__Do this__:
Copy each line with the word "using" in it.
- - - -
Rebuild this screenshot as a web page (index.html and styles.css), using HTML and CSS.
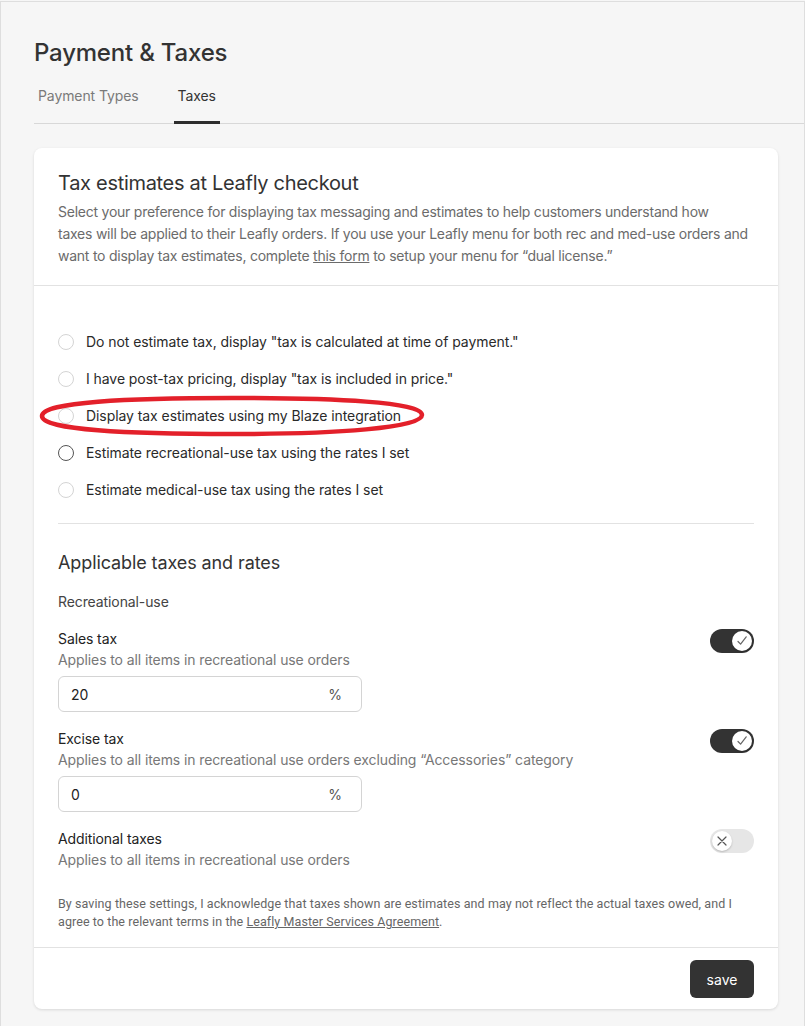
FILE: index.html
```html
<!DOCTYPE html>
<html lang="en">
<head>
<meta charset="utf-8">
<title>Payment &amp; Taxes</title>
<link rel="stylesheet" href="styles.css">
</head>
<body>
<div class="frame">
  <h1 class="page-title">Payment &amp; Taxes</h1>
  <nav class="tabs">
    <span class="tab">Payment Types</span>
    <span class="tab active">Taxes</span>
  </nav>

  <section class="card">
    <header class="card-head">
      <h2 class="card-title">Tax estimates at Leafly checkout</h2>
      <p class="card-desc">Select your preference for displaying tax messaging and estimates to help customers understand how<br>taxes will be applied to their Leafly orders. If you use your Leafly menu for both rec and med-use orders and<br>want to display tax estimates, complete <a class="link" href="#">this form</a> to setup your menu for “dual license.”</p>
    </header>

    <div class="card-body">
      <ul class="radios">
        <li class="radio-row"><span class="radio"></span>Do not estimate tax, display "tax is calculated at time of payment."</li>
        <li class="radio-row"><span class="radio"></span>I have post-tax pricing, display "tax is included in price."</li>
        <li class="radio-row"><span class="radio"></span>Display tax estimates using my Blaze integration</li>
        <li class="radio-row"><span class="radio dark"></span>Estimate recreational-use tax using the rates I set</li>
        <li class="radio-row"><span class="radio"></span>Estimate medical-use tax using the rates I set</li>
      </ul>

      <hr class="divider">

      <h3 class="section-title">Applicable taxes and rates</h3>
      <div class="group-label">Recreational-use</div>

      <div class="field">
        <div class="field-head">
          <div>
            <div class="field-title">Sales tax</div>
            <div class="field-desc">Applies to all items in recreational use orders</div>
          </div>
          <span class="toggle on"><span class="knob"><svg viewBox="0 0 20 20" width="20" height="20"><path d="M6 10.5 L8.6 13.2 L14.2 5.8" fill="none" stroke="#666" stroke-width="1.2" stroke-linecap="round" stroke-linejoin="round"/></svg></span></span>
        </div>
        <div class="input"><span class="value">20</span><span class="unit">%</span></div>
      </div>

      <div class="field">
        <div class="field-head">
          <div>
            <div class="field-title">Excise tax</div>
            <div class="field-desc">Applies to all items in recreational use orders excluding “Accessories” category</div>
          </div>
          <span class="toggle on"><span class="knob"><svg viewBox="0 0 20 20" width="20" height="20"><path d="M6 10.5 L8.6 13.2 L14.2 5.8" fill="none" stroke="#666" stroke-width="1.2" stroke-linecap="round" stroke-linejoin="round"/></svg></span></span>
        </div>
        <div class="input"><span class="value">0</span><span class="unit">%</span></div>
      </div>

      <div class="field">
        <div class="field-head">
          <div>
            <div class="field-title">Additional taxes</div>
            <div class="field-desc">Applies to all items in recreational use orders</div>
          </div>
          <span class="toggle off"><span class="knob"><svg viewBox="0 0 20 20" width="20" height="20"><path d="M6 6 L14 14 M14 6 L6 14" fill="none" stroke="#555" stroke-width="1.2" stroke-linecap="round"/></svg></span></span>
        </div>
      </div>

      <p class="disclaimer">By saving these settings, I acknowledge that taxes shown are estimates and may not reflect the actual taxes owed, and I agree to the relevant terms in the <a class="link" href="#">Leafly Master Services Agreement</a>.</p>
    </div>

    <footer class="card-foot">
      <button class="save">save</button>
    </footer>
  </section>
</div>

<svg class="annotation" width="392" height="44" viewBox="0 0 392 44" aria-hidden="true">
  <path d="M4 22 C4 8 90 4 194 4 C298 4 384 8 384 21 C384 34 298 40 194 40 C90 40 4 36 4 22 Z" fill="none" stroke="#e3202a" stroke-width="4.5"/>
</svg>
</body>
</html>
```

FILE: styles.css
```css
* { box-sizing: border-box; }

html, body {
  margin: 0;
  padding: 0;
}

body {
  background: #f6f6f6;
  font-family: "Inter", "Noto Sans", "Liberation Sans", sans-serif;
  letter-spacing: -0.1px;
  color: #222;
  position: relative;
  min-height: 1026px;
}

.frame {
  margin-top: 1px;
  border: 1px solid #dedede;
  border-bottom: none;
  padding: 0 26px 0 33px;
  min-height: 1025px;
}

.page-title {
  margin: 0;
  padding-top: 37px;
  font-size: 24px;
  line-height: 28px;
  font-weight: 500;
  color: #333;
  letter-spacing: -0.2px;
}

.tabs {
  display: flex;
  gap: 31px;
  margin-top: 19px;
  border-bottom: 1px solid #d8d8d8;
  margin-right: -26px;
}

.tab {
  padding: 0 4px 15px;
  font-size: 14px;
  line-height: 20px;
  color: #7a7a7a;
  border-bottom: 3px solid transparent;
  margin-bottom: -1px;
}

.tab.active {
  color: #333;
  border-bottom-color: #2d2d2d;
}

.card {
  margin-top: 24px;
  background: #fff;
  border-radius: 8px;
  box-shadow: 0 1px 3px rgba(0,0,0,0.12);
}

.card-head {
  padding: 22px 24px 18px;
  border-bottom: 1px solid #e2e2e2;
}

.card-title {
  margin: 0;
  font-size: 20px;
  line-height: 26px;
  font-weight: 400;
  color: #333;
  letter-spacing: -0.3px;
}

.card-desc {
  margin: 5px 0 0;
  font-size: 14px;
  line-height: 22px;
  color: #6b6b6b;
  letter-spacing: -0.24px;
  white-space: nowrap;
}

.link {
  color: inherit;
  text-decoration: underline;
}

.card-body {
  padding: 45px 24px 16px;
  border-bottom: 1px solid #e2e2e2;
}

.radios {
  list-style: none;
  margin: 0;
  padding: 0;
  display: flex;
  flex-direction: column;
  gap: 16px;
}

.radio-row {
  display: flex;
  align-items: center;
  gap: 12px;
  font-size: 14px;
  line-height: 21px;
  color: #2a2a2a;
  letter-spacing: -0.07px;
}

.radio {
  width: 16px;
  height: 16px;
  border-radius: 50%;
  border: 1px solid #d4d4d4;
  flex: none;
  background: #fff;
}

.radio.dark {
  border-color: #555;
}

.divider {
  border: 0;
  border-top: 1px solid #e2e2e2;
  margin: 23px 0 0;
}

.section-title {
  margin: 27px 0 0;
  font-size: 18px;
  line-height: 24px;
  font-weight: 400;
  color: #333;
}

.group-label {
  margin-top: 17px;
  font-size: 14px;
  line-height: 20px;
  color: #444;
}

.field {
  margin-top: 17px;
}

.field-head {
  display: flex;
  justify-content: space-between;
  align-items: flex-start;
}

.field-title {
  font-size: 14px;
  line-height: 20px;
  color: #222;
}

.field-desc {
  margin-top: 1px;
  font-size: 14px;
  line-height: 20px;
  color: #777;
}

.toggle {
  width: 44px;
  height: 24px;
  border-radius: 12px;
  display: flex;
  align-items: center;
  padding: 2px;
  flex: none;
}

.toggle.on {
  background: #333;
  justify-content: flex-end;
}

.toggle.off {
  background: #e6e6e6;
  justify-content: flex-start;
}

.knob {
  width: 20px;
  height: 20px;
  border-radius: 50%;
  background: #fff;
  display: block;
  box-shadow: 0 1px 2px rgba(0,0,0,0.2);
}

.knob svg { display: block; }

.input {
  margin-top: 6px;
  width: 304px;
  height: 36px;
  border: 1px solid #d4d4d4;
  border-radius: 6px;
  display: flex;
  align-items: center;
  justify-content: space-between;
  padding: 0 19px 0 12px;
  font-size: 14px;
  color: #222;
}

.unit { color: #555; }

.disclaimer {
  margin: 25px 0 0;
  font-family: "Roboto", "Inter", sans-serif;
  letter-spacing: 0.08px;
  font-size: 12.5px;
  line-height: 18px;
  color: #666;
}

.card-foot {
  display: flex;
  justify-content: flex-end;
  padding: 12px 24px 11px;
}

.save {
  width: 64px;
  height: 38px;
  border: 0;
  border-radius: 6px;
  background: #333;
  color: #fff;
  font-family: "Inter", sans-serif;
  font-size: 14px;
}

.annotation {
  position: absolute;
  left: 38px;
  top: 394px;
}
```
- - - -
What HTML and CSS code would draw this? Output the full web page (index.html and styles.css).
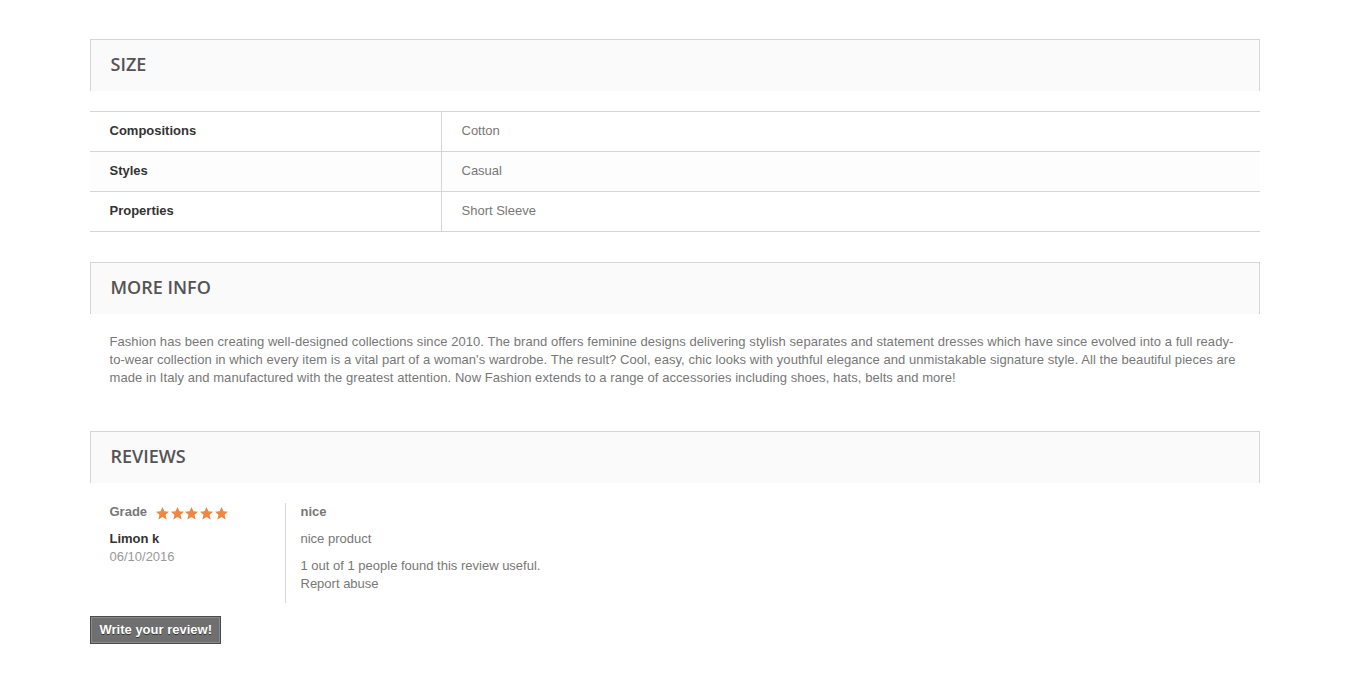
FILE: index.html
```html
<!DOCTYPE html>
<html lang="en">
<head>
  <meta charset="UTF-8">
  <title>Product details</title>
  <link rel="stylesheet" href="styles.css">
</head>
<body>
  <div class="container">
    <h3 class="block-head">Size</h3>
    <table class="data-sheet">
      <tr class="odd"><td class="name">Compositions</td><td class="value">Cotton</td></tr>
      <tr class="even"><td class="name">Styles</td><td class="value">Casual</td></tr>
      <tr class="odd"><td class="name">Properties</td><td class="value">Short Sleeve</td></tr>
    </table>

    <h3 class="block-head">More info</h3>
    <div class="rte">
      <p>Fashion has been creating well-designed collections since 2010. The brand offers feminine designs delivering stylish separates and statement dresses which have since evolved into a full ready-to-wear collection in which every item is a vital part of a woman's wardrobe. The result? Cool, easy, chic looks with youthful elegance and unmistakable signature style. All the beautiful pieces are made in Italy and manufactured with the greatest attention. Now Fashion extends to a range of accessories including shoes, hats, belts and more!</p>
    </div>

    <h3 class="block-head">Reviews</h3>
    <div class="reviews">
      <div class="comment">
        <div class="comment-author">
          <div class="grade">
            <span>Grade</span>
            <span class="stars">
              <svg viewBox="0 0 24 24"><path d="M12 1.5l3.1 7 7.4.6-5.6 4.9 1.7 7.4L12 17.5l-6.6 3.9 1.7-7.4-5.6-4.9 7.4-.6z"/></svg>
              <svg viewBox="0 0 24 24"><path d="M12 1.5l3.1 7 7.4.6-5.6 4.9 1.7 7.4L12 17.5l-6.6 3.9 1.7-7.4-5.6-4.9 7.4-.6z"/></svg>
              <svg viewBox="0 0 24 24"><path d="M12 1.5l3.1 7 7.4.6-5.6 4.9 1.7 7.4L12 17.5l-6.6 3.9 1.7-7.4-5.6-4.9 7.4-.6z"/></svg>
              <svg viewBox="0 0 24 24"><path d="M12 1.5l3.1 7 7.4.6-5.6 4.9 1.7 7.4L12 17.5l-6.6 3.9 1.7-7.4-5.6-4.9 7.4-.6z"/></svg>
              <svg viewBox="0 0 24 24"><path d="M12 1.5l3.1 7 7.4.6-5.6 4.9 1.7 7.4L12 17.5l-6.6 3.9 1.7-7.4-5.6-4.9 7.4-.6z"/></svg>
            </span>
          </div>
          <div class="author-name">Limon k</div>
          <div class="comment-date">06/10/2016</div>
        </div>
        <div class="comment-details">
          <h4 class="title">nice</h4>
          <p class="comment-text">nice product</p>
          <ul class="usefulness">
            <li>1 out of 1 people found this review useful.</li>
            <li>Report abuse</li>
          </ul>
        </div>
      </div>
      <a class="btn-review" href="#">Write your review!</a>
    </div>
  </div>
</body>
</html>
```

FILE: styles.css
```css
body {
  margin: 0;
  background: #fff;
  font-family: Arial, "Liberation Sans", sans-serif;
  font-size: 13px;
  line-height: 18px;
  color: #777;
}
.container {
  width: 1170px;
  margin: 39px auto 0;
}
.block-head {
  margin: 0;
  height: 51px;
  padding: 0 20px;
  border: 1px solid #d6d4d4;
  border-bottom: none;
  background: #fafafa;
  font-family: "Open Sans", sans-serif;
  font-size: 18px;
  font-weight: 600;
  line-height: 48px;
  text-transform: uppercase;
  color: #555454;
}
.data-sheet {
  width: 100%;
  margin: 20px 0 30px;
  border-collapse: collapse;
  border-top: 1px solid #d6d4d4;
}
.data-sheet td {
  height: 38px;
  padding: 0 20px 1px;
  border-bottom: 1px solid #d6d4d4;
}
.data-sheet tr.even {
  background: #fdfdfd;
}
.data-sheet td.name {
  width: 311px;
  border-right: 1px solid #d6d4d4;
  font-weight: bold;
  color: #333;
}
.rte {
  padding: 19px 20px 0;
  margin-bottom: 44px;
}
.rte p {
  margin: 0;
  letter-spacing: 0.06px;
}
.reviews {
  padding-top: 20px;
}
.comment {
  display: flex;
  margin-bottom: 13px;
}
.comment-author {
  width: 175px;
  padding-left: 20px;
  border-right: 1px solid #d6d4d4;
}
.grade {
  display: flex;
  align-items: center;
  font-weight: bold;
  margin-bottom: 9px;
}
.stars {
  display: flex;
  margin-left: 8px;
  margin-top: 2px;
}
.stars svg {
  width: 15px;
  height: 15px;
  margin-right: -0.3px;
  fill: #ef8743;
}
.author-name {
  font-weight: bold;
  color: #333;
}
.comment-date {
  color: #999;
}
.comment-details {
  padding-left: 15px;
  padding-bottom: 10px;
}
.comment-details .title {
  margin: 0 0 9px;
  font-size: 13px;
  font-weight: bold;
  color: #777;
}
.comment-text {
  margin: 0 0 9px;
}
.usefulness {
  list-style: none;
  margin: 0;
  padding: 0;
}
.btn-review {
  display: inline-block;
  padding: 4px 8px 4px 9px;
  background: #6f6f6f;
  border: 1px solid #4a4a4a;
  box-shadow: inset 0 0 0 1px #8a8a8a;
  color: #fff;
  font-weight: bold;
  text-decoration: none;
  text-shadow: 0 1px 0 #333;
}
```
- - - -
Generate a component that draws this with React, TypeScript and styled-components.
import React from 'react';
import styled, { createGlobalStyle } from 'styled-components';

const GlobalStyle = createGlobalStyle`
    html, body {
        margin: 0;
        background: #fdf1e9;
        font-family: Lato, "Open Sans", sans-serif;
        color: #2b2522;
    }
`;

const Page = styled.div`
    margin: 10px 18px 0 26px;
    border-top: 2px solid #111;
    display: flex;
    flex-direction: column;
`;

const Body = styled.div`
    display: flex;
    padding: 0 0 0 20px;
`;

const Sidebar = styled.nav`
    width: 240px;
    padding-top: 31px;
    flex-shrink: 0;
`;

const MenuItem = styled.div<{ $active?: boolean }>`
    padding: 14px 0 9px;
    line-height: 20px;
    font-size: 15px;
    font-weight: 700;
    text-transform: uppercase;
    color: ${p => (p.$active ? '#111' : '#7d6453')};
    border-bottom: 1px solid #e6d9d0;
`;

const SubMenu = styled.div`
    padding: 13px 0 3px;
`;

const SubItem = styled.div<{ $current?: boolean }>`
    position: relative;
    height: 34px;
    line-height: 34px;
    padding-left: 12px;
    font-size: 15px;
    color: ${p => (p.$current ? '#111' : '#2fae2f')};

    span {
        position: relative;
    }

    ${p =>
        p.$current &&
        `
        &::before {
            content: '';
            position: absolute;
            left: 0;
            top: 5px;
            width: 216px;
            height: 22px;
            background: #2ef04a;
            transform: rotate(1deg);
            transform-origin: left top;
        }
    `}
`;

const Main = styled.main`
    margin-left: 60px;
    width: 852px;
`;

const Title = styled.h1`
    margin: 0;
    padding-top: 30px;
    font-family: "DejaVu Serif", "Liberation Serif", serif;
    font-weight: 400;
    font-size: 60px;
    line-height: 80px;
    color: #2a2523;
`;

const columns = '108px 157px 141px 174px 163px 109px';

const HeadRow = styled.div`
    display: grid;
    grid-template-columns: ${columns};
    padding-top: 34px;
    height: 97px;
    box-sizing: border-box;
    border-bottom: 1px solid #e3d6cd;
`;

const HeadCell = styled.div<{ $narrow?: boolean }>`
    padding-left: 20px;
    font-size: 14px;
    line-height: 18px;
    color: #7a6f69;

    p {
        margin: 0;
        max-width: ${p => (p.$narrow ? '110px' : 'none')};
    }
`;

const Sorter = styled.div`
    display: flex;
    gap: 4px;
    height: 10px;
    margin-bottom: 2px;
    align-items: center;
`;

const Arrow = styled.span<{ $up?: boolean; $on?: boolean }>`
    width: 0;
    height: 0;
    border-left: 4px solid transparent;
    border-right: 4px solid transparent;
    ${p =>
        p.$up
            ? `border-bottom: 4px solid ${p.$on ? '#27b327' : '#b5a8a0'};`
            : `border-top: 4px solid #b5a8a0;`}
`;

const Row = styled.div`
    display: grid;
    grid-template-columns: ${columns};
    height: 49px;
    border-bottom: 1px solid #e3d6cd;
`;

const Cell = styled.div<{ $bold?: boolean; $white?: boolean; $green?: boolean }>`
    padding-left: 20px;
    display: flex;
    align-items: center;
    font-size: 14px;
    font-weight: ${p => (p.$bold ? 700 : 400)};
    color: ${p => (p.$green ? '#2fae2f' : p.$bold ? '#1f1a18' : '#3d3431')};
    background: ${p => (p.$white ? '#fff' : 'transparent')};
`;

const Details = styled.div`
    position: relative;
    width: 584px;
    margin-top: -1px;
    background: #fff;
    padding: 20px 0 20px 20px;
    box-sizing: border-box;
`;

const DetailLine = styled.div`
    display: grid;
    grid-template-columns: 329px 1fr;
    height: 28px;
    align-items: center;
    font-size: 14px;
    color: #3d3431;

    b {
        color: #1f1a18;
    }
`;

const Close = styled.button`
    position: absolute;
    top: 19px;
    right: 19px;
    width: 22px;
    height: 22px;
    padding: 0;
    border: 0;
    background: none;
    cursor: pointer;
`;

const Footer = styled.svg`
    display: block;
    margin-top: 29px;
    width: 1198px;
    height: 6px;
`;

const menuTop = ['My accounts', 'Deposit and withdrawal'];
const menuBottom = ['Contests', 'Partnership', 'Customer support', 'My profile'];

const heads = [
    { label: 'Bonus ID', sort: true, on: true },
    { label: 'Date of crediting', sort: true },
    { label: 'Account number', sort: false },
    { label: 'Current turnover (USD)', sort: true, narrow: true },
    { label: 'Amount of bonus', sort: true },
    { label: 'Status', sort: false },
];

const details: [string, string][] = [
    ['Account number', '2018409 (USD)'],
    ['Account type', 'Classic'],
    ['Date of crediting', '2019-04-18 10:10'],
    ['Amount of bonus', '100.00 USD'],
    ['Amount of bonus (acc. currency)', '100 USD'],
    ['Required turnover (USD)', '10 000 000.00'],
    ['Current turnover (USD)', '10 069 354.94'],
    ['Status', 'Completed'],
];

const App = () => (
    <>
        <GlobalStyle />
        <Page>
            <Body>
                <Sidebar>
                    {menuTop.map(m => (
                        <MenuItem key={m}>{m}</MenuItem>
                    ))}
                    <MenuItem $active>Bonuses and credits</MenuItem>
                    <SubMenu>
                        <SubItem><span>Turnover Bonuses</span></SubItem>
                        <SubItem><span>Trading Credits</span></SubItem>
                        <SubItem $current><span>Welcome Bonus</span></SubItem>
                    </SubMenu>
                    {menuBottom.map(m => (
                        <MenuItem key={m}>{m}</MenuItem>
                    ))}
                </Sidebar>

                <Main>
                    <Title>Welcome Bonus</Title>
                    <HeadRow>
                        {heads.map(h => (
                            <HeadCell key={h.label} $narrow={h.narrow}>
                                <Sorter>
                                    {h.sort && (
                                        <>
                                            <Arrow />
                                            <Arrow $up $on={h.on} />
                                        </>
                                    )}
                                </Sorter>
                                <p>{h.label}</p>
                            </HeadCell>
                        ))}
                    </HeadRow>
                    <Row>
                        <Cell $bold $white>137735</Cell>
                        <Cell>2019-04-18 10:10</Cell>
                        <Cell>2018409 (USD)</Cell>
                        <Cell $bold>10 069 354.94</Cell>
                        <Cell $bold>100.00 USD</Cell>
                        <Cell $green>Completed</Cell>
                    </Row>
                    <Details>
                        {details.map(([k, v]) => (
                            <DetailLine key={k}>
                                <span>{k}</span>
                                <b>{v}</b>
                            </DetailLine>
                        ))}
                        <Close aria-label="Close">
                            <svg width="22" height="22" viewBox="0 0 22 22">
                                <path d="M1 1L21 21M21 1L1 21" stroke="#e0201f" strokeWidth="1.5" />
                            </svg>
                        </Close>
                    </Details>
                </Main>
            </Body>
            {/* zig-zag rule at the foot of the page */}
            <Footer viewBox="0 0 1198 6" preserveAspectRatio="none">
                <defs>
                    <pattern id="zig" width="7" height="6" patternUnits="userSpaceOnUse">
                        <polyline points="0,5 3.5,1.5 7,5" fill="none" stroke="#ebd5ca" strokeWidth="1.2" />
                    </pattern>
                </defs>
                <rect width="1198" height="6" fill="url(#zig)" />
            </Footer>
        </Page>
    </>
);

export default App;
- - - -
__Solution to the problem__:
Rebuild this screenshot as a web page (index.html and styles.css), using HTML and CSS.
        <li class="radio-row"><span class="radio"></span>Display tax estimates using my Blaze integration</li>
        <li class="radio-row"><span class="radio dark"></span>Estimate recreational-use tax using the rates I set</li>
        <li class="radio-row"><span class="radio"></span>Estimate medical-use tax using the rates I set</li>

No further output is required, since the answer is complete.